When the flywheel is off, clean the crankshaft taper and the flywheel tapers. They must be clean and dry when reinstalling the flywheel---NO GREASE or ANYTHING on the tapers! And remember that you MUST use a torque wrench to reinstall the flywheel later or it will either ruin the crankshaft by overtightening, or let the flywheel key shear due to undertightening. If you don't know the torque specs., ASK!
Here are some pics of the tools that are needed:
Last edited by jbjennings; February 19th, 2009 at 02:53 AM.
Re: How to Change Coils and set points on old OMC's
Now that the pesky flywheel is out of the way, you have easy access to the coils, points, and condensers.
If your motor has been sitting for many years and the coils are cracked or otherwise nasty looking, don't waste your time ---replace 'em!
It's really worthwhile in my opinion to replace the coils, condensers, points, and spark plug wires all at once. However, if everything looks good you might try cleaning and regapping the points and then testing for spark. The points must be spotless, not even a fingerprint. The typical points gap is .020 inches and typical spark plug gap is .030 inches, but check your specs. for your motor to be sure. If in doubt, ask.
To remove the coils, there are 3 retaining screws. Remove them. Take out the coil and put your new one in, being careful to check to see that the wire core of your plug wire is not corroded if you're reusing wires. If it is, try to snip off a 1/2 inch or so to get to good copper core to push onto the pin of the new coil. Be very careful to look for any chaffing or cracking of the plug wires which might cause the spark to arc from the wire. Remember that the coils should fit flush on the mounting boss or they will stick out and the flywheel magnet will smash them on the way by! Make sure the coil wires and condenser wires are tucked out of the way of the flywheel, and work on one side at a time, in order to use the other coil assembly as a reference. A picture of the right and wrong way to mount the coil is provided below:
Next, clean and adjust the points. If the points are charred or pitted, they need replacing. Use a feeler gauge to regap the points to .020. The gauge should come out easily, only a VERY slight resistance should be felt when taking the feeler gauge out from between the points. The points adjuster screw and other under-flywheel parts can be seen in the pics below. I've used 400 grit sandpaper to lightly sand the points but most places sell points files to do it right. Make sure you clean all the dust off the points.

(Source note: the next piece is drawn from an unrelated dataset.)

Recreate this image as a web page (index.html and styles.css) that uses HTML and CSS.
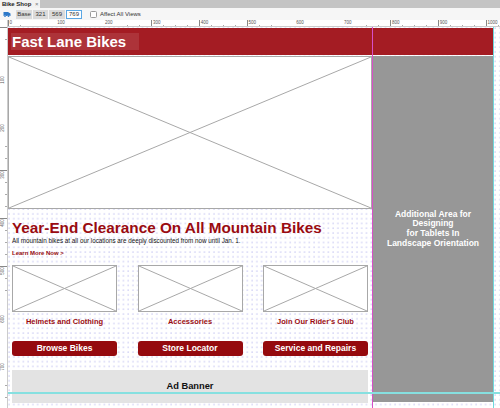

The condensers are pretty reliable but as with all electrical parts, they're not infallible---so you make the call as to whether you should replace them or not. They are fairly cheap to replace either way.
Now that you've got new coils and such, I like to put the flywheel on and turn it by hand with the plugs out of the cylinders and check for spark before retorquing the flywheel nut. If you have good spark, reinstall and retorque the flywheel to specs. Recheck for spark with a spark tester. I also included a pic of my handy auto-zone $6 spark tester. Don't rely on spark appearance to determine if you have good spark! Use the spark tester to see if it'll jump a 1/4 inch gap with a nice blue pop!
If so, you're in business!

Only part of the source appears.